Ossip Zadkine
French (1890-1967)
Ossip Zadkine was born in 1890 in Russia. In 1905 he left Russia to attend art school in London and eventually worked for a wooden ornament maker. In 1909 he moved to Paris, where he briefly studied at the Ecole des Beaux-Arts. Soon after settling in Paris, Zadkine became friends with a number of avant-garde artists, including Pablo Picasso. Zadkine developed a lyrical and expressive style, typically sculpting elongated figures with simplified features. About 1917, however, he adopted a new approach in his drawings and sculptures, substituting his previously graceful and sensitive lines with a more angular approach influenced by Cubism. Zadkine was also drawn to the expressiveness of Auguste Rodin, so he combined a Cubist geometric analysis of form with a dramatic emotionalism, as seen in his sculpture Musicians (1924). During World War II, Zadkine lived in the United States, teaching at the Art Students League in New York City. He returned to France after the war.
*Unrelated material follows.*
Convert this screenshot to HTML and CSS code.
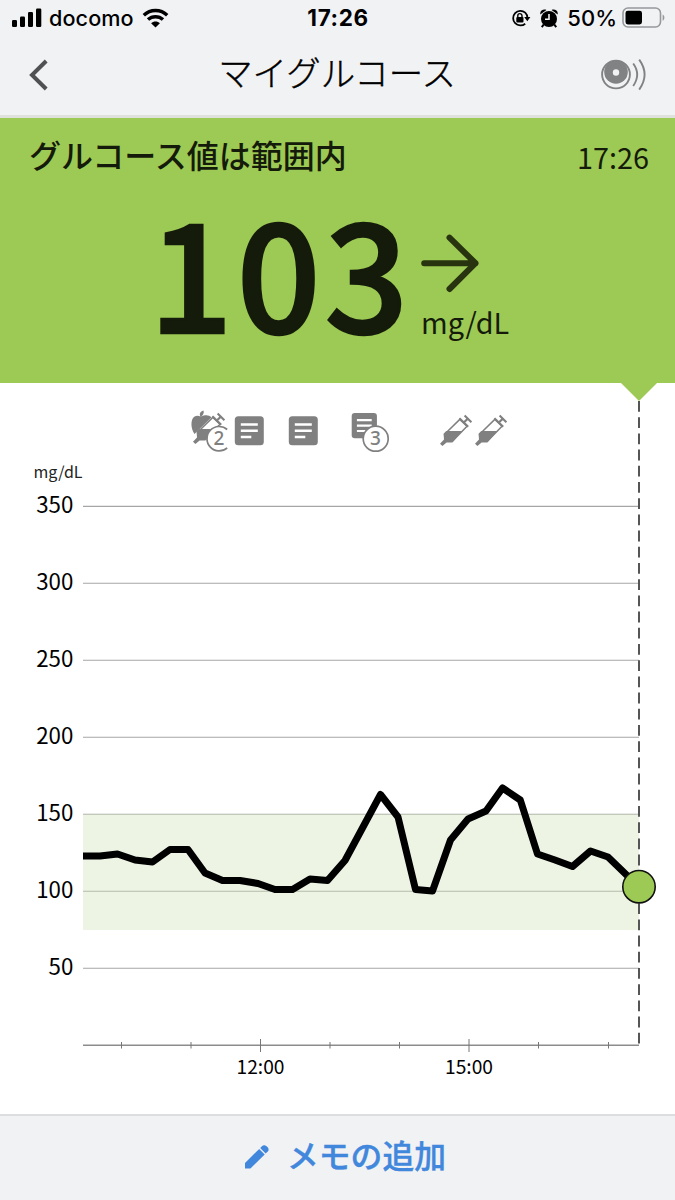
FILE: index.html
```html
<!DOCTYPE html>
<html lang="ja">

<head>
    <meta charset="UTF-8">
    <meta name="viewport" content="width=device-width, initial-scale=1.0">
    <title>マイグルコース</title>
    <link rel="stylesheet" href="styles.css">
</head>

<body>
    <div class="status-bar">
        <div class="status-left">
            <svg class="signal" width="30" height="20" viewBox="0 0 30 20">
                <rect x="0" y="12" width="5" height="7" rx="1.2" />
                <rect x="8" y="8.5" width="5" height="10.5" rx="1.2" />
                <rect x="16" y="4" width="5" height="15" rx="1.2" />
                <rect x="24" y="0.5" width="5.3" height="18.5" rx="1.2" />
            </svg>
            <span class="carrier">docomo</span>
            <svg width="27" height="20" viewBox="0 0 27 20">
                <path class="wifi-arc" d="M1.8 7.2C8.3 .9 18.7 .9 25.2 7.2" />
                <path class="wifi-arc" d="M6 11.6C10.2 7.7 16.8 7.7 21 11.6" />
                <path d="M9.1 15.2C11.5 13 15.5 13 17.9 15.2L13.5 19.6Z" />
            </svg>
        </div>
        <div class="status-time">17:26</div>
        <div class="status-right">
            <svg width="20" height="18" viewBox="0 0 20 18">
                <path class="lock-ring" d="M14.2 3.6A7.3 7.3 0 1 0 14.2 14.7M14.2 3.6A7.3 7.3 0 0 1 16.4 8.6" />
                <path d="M13.2 8H19.4L16.3 12.2Z" />
                <rect x="5.3" y="8" width="7.2" height="5.4" rx="1" />
                <path class="lock-hook" d="M6.8 8.4V6.7a2.1 2.1 0 0 1 4.2 0V8.4" />
            </svg>
            <svg class="alarm" width="18" height="19" viewBox="0 0 18 19">
                <circle cx="9" cy="10" r="8" />
                <path d="M.3 5.4C-.3 2 3 -.2 6.4 .9ZM17.7 5.4C18.3 2 15 -.2 11.6 .9Z" />
                <path class="alarm-leg" d="M3.7 15.5L1.8 18.2M14.3 15.5L16.2 18.2" />
                <path class="alarm-hand" d="M9 5V10.2H5" />
            </svg>
            <span class="percent">50%</span>
            <svg width="43" height="22" viewBox="0 0 43 22">
                <rect class="battery-case" x="1" y="1" width="37.5" height="19" rx="5" />
                <rect x="3.5" y="3.7" width="16.5" height="13.8" rx="2.4" />
                <path class="battery-tip" d="M40.6 7.5C43 8.3 43 12.9 40.6 13.7Z" />
            </svg>
        </div>
    </div>

    <div class="header">
        <svg width="20" height="32" viewBox="0 0 20 32">
            <path class="back" d="M18.2 2L4 16L18.2 30" />
        </svg>
        <h1>マイグルコース</h1>
        <svg width="46" height="32" viewBox="0 0 46 32">
            <circle class="sensor-line" cx="15" cy="15.5" r="13.9" />
            <circle class="sensor-disc" cx="15" cy="13" r="11.8" />
            <circle class="sensor-hole" cx="15" cy="13.5" r="3.2" />
            <path class="sensor-line" d="M32.2 4.5Q40.2 15.5 32.2 27M38.2 .6Q49 15.5 38.2 30.6" />
        </svg>
    </div>

    <div class="reading">
        <div class="reading-top">
            <h2>グルコース値は範囲内</h2>
            <span class="reading-time">17:26</span>
        </div>
        <div class="reading-value">
            <span class="number">103</span>
            <div class="trend">
                <svg width="58" height="60" viewBox="0 0 58 60">
                    <path class="arrow" d="M3.2 30.2H54.5M28.5 4.7L54.5 30.2L28.5 56" />
                </svg>
                <span class="unit">mg/dL</span>
            </div>
        </div>
    </div>

    <div class="main">
        <svg class="chart" width="675" height="731" viewBox="0 383 675 731">
            <defs>
                <g id="note">
                    <rect width="29" height="29" rx="3.5" />
                    <path class="note-line" d="M6 8.2H23M6 14.5H23M6 20.7H16.5" />
                </g>
                <g id="syringe">
                    <path class="syringe-body" d="M19.8 4.4L27 11.2L12.6 26L5 26L4.6 19.2Z" />
                    <path d="M3.6 18.8L6.2 16H22.4L12.4 27.4L6.6 27.4L2.4 31L0 28.7L4 24.6Z" />
                    <path class="syringe-rod" d="M19.4 3.2L28.2 11.8M24 7.2L28.2 3.4M24.6 .4L31.4 7.2" />
                </g>
            </defs>

            <path class="grid" d="M83 506.4H639M83 583.3H639M83 660.3H639M83 737.3H639M83 814.3H639M83 891.3H639M83 968.3H639" />

            <!-- target range -->
            <rect class="range" x="83" y="814" width="556" height="116" />

            <path class="axis" d="M83 1045.2H639" />
            <path class="tick" d="M121.5 1042V1048.5M191 1042V1048.5M260.5 1039V1052M330 1042V1048.5M399.5 1042V1048.5M469 1039V1052M538.5 1042V1048.5M608.5 1042V1048.5" />

            <text class="y-unit" x="33.5" y="477.5">mg/dL</text>
            <g class="y-label">
                <text x="73.3" y="513.3">350</text>
                <text x="73.3" y="589.8">300</text>
                <text x="73.3" y="667">250</text>
                <text x="73.3" y="744.3">200</text>
                <text x="73.3" y="821.3">150</text>
                <text x="73.3" y="898.3">100</text>
                <text x="73.3" y="975.3">50</text>
            </g>
            <g class="x-label">
                <text x="260.5" y="1074.3">12:00</text>
                <text x="469" y="1074.3">15:00</text>
            </g>

            <!-- food + insulin -->
            <g class="marks">
                <path d="M200.5 416.5C199 414 200 411.5 203.5 410.5C204.4 413 203 415.6 201 416.7C205 414.5 209 414.8 211.5 417.2L194.5 434C190.5 428.5 190.5 419.5 194.2 416.8C196.5 415.3 198.7 415.8 200.5 416.5Z" />
                <use href="#syringe" x="193" y="413" />
                <path class="badge" d="M227.2 429.5A12.2 12.2 0 1 0 227.2 447.9" />
                <text class="badge-text" x="219" y="445.2">2</text>

                <use href="#note" x="234.8" y="416.3" />
                <use href="#note" x="288.8" y="416.3" />

                <g transform="translate(351.7 413) scale(.87)">
                    <use href="#note" />
                </g>
                <circle class="badge" cx="375.7" cy="438.7" r="12.5" />
                <text class="badge-text" x="375.5" y="445.4">3</text>

                <use href="#syringe" x="440" y="415" />
                <use href="#syringe" x="475" y="415" />
            </g>

            <path class="now-line" d="M639 401V1044" />
            <path class="pointer" d="M621 383H657L639 401Z" />
            <polyline class="glucose" points="83,856 100,856 117.5,854 135,860 152.5,862 170,849.5 188,849.5 205,873 222.5,880.5 240,880.5 258,883.5 275,889.5 292.5,889.5 310,879 327.5,880.5 345,860.5 363,827 380.5,794.5 398,817 415.5,889.5 432.5,891 450.5,840 468,819 486,811 502.5,788 520.3,800 537.5,854 555,860 572.5,866.5 590.5,851 608,857 639,887" />
            <circle class="current" cx="639" cy="886.7" r="16.2" />
        </svg>
    </div>

    <div class="footer">
        <svg width="24" height="24" viewBox="0 0 24 24">
            <path d="M0 18L14.2 3.9L19.7 9.5L5.4 23.6H0Z" />
            <path d="M15.2 2.9L17.2 .9C20.2-1.4 25.6 3.7 22.8 6.6L20.6 8.5Z" />
        </svg>
        <span>メモの追加</span>
    </div>
</body>

</html>
```
FILE: styles.css
```css
* {
    box-sizing: border-box;
}

body {
    font-family: 'Noto Sans CJK JP', sans-serif;
    background-color: #fff;
    color: #000;
    margin: 0;
    height: 1200px;
    display: flex;
    flex-direction: column;
    overflow: hidden;
}

svg {
    display: block;
    flex: none;
}

h1,
h2 {
    margin: 0;
}

/* Status bar */
.status-bar {
    display: grid;
    grid-template-columns: 1fr auto 1fr;
    align-items: center;
    height: 36px;
    padding: 0 10px 0 12px;
    background-color: #f1f2f4;
    font-family: 'Inter', sans-serif;
    font-size: 22px;
    font-weight: 500;
    line-height: 36px;
}

.status-left,
.status-right {
    display: flex;
    align-items: center;
}

.status-left {
    gap: 8px;
}

.status-right {
    justify-content: flex-end;
    gap: 5px;
}

.carrier {
    font-size: 21.6px;
    letter-spacing: 0.1px;
    margin: 0 0 0 -1px;
}

.alarm {
    margin: 0 4px;
}

.status-time {
    font-size: 22.5px;
    font-weight: 700;
    letter-spacing: 0.6px;
    padding-right: 1px;
}

.wifi-arc {
    fill: none;
    stroke: #000;
    stroke-width: 3.4;
}

.lock-ring,
.lock-hook {
    fill: none;
    stroke: #000;
    stroke-width: 1.8;
}

.lock-hook {
    stroke-width: 1.4;
}

.alarm-leg {
    stroke: #000;
    stroke-width: 2;
}

.alarm-hand {
    fill: none;
    stroke: #f1f2f4;
    stroke-width: 1.6;
}

.battery-case {
    fill: none;
    stroke: #97989b;
    stroke-width: 1.6;
}

.battery-tip {
    fill: #97989b;
}

/* Header */
.header {
    display: flex;
    justify-content: space-between;
    align-items: center;
    height: 82px;
    padding: 0 28px 2px 28px;
    background-color: #f1f2f4;
    border-bottom: 3px solid #dfe2dc;
}

.header h1 {
    font-size: 34.4px;
    font-weight: 300;
    line-height: 50px;
    padding: 0 0 7px 25px;
    -webkit-text-stroke: 0.4px #000;
}

.back {
    fill: none;
    stroke: #505153;
    stroke-width: 4;
}

.sensor-line {
    fill: none;
    stroke: #818284;
    stroke-width: 1.9;
}

.sensor-disc {
    fill: #818284;
}

.sensor-hole {
    fill: #f1f2f4;
}

/* Current reading */
.reading {
    height: 265px;
    background-color: #9dca54;
    color: #151b0b;
}

.reading-top {
    display: flex;
    justify-content: space-between;
    padding: 12px 26px 0 29px;
    height: 71px;
}

.reading-top h2 {
    font-size: 32px;
    font-weight: 500;
    line-height: 48px;
}

.reading-time {
    font-size: 28.8px;
    line-height: 54px;
}

.reading-value {
    display: flex;
    padding-left: 149px;
}

.number {
    width: 267px;
    font-size: 147px;
    font-weight: 500;
    line-height: 160px;
    letter-spacing: 4px;
    -webkit-text-stroke: 2.4px #151b0b;
}

.trend {
    display: flex;
    flex-direction: column;
    padding: 44px 0 0 5px;
}

.arrow {
    fill: none;
    stroke: #27340f;
    stroke-width: 6;
    stroke-linecap: round;
    stroke-linejoin: round;
}

.unit {
    font-size: 28.8px;
    line-height: 58px;
}

/* Chart */
.main {
    flex: 1;
}

.range {
    fill: #cfe2b5;
    fill-opacity: 0.37;
}

.grid {
    stroke: #000;
    stroke-opacity: 0.35;
    stroke-width: 1.1;
}

.axis {
    stroke: #8c8c8c;
    stroke-width: 1.5;
}

.tick {
    stroke: #777;
    stroke-width: 1;
}

.y-unit {
    font-size: 16px;
    fill: #222;
}

.y-label {
    font-size: 22.3px;
    text-anchor: end;
}

.x-label {
    font-size: 19.2px;
    text-anchor: middle;
}

.marks {
    fill: #808080;
}

.note-line {
    stroke: #fff;
    stroke-width: 2.5;
}

.syringe-body {
    fill: #fff;
    stroke: #808080;
    stroke-width: 1.5;
}

.syringe-rod {
    fill: none;
    stroke: #808080;
    stroke-width: 2.1;
}

.badge {
    fill: #fff;
    stroke: #808080;
    stroke-width: 1.7;
}

.badge-text {
    font-family: 'Noto Sans', sans-serif;
    font-size: 19px;
    font-weight: 500;
    text-anchor: middle;
}

.now-line {
    stroke: #555;
    stroke-width: 2;
    stroke-dasharray: 10.8 5.4;
}

.pointer {
    fill: #9dca54;
}

.glucose {
    fill: none;
    stroke: #000;
    stroke-width: 7;
    stroke-linejoin: round;
}

.current {
    fill: #9dca54;
    stroke: #111;
    stroke-width: 1.6;
}

/* Footer */
.footer {
    display: flex;
    justify-content: center;
    align-items: center;
    gap: 18px;
    height: 86px;
    padding: 0 0 2px 16px;
    background-color: #f1f2f4;
    border-top: 2px solid #dcdddf;
    color: #4187dc;
    font-size: 31.8px;
    font-weight: 500;
}

.footer span {
    padding-bottom: 7px;
    -webkit-text-stroke: 0.4px #4187dc;
}

.footer svg {
    fill: #4187dc;
}
```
Zadkine was awarded the grand prize for sculpture at the Venice Biennale in 1950 and the grand prize of the city of Paris in 1960. Zadkine’s work can be found in many permanent museum collections, including the Museum of Fine Art in Boston, Museum of Modern Art, National Gallery of Art in Washington, DC, Tate Gallery in London, Hirschhorn Museum, Philadelphia Museum of Art, Royal Museums of Fine Art of Belgium, Museum Jan ver der Togt in the Netherlands, and, in Paris, Musee de Zadkine, Musee Lorrain, and Musee de Grenoble.